* Task
Begin with the line holding "Write the React, TypeScript", end with the line holding "const selected = 0;", and repeat every line in between exactly, without pictures.
----------------
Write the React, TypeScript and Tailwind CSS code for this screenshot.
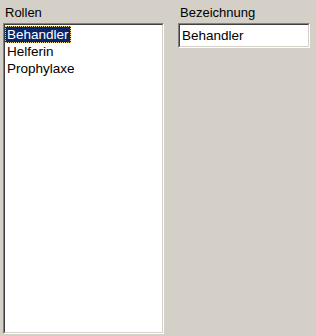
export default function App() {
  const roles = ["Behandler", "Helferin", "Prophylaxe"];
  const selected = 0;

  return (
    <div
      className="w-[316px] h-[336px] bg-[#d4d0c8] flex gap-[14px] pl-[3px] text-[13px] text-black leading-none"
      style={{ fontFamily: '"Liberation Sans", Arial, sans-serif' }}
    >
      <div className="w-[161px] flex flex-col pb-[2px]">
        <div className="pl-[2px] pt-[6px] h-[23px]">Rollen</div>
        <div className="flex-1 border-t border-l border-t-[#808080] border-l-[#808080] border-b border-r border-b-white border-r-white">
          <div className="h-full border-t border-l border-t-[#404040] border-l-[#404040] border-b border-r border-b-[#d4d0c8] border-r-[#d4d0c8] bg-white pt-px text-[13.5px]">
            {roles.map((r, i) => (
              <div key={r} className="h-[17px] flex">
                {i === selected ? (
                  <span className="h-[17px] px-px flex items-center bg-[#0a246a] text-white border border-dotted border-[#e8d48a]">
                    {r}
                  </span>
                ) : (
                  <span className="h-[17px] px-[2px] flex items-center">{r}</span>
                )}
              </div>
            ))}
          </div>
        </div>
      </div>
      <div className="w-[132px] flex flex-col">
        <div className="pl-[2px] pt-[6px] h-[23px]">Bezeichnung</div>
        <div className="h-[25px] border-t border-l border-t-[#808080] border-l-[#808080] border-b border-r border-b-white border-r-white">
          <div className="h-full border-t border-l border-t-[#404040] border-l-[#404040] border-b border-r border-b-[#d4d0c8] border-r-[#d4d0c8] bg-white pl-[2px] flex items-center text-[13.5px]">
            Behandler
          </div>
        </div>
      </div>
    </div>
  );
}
----------------
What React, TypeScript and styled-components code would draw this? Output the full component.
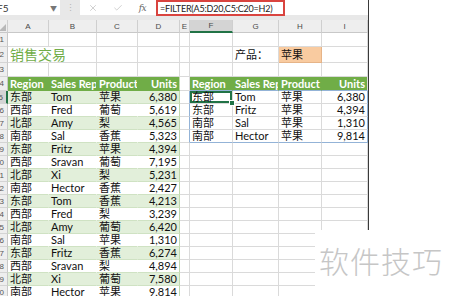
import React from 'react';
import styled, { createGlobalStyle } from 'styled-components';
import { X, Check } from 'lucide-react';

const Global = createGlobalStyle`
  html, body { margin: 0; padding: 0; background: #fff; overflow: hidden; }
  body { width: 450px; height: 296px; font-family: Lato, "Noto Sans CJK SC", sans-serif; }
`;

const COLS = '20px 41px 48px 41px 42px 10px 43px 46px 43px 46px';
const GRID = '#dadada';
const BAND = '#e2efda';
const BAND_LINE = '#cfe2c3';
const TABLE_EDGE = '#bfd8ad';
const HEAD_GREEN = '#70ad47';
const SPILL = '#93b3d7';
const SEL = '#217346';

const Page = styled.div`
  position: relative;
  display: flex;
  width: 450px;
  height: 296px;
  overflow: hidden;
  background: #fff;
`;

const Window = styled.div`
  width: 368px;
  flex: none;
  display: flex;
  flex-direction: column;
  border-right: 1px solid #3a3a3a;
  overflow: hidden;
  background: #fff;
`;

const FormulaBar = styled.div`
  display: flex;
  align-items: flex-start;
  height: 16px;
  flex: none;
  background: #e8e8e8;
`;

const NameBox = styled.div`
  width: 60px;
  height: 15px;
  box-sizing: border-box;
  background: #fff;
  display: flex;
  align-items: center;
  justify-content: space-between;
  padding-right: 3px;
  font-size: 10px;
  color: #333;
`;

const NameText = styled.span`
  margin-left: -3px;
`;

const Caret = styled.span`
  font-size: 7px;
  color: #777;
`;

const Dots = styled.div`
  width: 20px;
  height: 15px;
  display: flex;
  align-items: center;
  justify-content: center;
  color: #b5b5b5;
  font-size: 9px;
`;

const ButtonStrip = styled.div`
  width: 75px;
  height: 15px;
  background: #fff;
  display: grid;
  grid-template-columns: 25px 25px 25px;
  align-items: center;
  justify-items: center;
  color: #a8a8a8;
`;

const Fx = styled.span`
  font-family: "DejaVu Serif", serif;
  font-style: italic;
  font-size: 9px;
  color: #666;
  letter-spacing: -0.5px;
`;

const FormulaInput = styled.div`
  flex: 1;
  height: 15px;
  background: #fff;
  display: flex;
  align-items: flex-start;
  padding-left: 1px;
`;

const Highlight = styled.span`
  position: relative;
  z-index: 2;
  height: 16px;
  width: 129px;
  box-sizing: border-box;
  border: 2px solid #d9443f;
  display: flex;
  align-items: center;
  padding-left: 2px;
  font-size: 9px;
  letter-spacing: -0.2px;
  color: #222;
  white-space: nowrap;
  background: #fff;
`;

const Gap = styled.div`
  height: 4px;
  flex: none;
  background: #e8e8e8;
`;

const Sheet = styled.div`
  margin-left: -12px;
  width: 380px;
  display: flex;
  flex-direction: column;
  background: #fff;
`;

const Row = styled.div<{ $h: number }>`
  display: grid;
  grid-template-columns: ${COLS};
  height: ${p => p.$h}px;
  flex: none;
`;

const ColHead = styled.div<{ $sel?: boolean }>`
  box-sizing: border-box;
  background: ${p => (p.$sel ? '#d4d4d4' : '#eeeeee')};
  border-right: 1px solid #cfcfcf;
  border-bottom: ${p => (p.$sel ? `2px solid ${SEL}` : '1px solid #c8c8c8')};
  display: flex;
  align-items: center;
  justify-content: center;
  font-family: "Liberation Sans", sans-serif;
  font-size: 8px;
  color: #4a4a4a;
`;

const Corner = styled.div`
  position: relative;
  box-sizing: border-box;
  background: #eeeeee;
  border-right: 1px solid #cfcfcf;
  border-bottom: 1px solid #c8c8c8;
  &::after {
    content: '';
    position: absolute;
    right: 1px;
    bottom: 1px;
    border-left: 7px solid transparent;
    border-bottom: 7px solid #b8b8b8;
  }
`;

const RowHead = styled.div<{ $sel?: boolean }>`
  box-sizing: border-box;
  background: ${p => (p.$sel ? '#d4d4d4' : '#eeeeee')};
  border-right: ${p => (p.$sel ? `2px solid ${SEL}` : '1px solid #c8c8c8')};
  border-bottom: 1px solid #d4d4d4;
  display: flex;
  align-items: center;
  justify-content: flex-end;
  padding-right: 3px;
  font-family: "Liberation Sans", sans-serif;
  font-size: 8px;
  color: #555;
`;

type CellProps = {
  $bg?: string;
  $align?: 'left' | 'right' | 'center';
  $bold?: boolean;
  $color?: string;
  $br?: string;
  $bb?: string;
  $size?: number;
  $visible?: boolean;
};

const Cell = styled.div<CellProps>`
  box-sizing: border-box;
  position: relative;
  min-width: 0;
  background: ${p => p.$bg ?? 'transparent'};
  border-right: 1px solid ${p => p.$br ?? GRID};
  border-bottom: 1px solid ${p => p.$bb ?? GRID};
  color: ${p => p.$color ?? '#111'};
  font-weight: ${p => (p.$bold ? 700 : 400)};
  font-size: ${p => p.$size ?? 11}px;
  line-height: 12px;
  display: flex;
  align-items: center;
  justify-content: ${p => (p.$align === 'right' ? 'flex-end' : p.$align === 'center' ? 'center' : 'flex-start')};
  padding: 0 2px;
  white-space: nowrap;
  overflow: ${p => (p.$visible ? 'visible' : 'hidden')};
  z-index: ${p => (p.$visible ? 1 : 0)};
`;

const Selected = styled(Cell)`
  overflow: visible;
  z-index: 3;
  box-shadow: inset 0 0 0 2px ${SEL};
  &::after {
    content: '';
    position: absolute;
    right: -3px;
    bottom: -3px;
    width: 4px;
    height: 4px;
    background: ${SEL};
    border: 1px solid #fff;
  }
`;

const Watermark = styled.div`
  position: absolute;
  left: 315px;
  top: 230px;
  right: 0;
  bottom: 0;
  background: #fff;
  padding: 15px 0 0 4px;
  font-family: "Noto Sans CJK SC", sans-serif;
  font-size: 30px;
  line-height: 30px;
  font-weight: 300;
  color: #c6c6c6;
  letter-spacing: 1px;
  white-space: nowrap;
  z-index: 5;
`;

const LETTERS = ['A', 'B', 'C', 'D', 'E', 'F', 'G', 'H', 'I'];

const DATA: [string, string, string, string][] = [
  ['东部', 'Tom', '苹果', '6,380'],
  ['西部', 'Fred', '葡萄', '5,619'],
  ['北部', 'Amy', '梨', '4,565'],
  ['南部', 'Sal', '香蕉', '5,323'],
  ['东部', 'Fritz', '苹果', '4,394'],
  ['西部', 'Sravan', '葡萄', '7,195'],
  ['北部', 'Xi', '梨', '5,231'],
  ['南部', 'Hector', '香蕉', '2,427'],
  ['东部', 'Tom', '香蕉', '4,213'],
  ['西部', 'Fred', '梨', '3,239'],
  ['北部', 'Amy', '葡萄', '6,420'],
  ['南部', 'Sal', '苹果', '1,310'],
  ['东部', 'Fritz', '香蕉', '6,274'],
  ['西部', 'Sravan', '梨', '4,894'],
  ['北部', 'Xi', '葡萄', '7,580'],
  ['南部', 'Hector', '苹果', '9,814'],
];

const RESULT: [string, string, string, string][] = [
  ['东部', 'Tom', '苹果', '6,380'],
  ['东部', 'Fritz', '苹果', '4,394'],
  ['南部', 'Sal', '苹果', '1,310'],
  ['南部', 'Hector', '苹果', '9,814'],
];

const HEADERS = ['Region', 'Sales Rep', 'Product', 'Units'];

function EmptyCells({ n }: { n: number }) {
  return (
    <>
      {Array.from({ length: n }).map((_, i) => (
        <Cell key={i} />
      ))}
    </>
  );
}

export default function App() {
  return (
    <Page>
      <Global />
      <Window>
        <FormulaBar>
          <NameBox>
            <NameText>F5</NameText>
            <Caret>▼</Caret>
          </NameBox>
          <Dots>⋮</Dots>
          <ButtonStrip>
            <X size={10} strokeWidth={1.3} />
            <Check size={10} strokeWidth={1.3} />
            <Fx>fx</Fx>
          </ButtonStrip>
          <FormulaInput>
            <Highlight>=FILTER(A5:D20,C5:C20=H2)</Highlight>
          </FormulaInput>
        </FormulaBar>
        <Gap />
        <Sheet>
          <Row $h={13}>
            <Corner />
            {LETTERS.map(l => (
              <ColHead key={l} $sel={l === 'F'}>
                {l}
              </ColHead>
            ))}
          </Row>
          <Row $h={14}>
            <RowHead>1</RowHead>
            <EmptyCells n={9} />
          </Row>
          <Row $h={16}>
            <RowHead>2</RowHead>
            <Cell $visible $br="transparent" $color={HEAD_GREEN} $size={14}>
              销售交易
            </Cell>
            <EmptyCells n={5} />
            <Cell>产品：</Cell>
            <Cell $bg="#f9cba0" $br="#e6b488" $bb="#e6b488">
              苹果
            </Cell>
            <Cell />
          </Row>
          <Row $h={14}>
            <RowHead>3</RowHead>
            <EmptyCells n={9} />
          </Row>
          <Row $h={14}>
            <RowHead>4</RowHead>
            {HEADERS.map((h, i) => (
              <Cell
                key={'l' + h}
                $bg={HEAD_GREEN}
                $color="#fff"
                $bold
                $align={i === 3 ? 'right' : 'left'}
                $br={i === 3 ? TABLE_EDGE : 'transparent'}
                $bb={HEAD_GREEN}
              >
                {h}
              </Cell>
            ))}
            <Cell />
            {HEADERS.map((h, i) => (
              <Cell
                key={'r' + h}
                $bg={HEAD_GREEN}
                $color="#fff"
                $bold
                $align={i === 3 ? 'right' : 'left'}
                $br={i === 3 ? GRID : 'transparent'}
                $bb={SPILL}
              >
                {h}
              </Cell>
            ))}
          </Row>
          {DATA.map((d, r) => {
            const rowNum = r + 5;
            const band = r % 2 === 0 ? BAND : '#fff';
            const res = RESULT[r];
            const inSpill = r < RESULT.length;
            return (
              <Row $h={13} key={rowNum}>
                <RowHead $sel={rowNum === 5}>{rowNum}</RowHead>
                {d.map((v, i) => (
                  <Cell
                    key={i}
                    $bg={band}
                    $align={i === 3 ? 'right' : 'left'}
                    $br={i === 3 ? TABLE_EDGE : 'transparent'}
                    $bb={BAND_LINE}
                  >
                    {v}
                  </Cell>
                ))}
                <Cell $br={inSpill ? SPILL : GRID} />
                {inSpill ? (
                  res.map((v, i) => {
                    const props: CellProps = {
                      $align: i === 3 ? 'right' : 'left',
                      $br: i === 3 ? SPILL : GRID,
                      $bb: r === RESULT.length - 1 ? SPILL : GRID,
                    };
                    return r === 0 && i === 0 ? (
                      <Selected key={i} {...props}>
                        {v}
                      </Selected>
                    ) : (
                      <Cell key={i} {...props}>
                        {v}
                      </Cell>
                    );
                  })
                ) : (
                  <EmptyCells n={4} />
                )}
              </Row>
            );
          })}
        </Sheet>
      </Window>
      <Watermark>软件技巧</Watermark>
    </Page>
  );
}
----------------
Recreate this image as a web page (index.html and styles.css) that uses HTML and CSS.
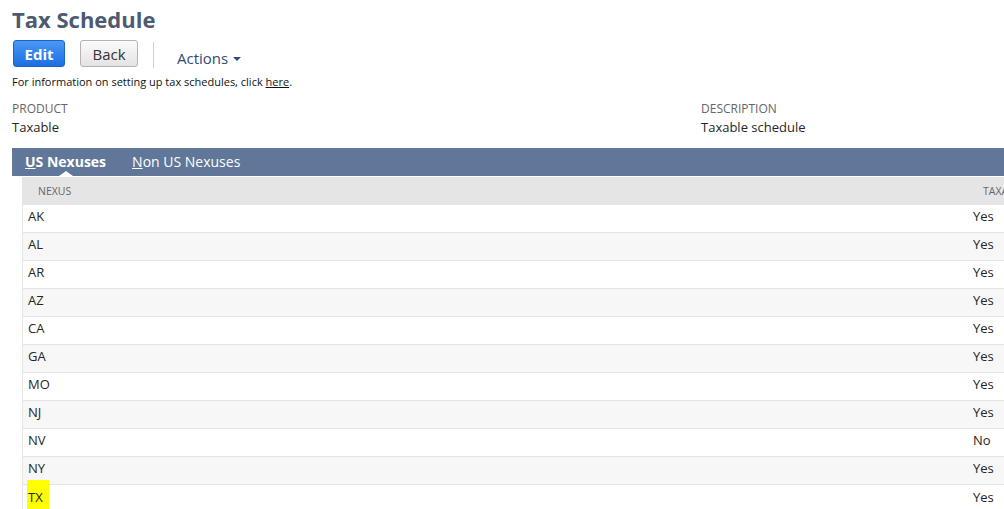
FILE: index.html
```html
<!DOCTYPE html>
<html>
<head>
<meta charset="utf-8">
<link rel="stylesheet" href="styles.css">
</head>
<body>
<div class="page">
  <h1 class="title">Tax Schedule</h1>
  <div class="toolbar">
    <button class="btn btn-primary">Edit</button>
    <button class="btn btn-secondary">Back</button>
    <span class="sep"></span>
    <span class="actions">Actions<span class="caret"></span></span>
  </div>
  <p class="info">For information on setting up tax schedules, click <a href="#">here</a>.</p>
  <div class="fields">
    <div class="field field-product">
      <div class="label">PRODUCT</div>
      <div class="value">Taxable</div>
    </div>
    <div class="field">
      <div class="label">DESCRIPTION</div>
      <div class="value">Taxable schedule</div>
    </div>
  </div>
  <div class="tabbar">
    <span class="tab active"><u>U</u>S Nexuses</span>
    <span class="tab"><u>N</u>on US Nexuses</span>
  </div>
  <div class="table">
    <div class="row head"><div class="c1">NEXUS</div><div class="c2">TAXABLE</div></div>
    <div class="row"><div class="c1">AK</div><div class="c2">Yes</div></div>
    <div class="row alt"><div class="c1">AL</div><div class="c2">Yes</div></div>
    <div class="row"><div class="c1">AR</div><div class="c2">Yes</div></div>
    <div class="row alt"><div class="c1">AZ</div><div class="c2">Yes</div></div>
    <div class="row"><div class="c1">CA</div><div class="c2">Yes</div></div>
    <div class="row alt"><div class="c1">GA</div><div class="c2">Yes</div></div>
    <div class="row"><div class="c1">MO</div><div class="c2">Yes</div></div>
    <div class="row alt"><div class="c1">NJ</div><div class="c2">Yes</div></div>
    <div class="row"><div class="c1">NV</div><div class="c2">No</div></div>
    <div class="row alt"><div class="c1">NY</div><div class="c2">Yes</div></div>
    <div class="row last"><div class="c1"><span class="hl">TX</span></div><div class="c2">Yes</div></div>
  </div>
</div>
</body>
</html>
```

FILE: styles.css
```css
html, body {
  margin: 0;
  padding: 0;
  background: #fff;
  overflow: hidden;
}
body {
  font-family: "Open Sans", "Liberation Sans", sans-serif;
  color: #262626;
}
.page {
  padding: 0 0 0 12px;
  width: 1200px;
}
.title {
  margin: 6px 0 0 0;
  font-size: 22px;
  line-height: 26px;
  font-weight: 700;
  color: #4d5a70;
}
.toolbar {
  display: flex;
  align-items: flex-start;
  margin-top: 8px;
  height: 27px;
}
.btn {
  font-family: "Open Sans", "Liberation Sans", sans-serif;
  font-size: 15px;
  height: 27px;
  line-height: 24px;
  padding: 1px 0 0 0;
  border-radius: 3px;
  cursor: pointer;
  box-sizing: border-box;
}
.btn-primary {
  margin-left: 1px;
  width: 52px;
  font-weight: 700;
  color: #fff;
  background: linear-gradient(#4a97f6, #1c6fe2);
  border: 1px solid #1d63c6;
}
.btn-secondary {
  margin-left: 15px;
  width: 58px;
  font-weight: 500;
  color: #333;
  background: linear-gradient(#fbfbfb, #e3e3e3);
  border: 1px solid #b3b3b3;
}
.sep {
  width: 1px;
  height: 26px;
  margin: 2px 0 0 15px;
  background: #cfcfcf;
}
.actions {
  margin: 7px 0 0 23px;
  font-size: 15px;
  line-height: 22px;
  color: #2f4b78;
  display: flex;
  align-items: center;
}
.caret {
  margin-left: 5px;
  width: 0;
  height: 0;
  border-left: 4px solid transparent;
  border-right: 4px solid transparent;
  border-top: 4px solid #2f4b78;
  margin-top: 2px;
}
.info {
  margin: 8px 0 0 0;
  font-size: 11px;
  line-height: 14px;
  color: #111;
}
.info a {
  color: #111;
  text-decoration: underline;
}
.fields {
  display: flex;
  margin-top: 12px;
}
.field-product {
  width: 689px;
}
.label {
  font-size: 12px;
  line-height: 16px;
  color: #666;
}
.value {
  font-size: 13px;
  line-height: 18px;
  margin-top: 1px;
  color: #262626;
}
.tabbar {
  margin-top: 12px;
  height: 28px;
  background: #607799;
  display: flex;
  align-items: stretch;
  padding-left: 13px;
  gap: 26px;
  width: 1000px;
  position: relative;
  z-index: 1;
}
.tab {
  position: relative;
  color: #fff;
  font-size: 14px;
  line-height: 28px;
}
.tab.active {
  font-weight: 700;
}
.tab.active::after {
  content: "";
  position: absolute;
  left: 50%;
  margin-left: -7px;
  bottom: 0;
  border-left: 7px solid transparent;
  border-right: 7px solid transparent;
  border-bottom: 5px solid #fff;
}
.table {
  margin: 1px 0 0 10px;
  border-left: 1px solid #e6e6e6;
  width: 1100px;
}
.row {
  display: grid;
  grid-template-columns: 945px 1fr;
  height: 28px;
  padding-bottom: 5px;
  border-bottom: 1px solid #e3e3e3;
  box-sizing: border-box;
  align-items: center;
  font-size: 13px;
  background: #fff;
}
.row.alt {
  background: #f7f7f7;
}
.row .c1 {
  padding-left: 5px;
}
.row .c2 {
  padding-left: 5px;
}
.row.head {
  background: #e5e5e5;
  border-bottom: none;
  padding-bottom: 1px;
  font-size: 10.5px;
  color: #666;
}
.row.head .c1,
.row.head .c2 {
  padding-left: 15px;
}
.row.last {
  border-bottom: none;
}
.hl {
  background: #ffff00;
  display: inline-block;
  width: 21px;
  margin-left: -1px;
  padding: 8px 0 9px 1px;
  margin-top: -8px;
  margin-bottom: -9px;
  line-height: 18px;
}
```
----------------
* Right answer
Write the React, TypeScript and Tailwind CSS code for this screenshot.
export default function App() {
  const roles = ["Behandler", "Helferin", "Prophylaxe"];
  const selected = 0;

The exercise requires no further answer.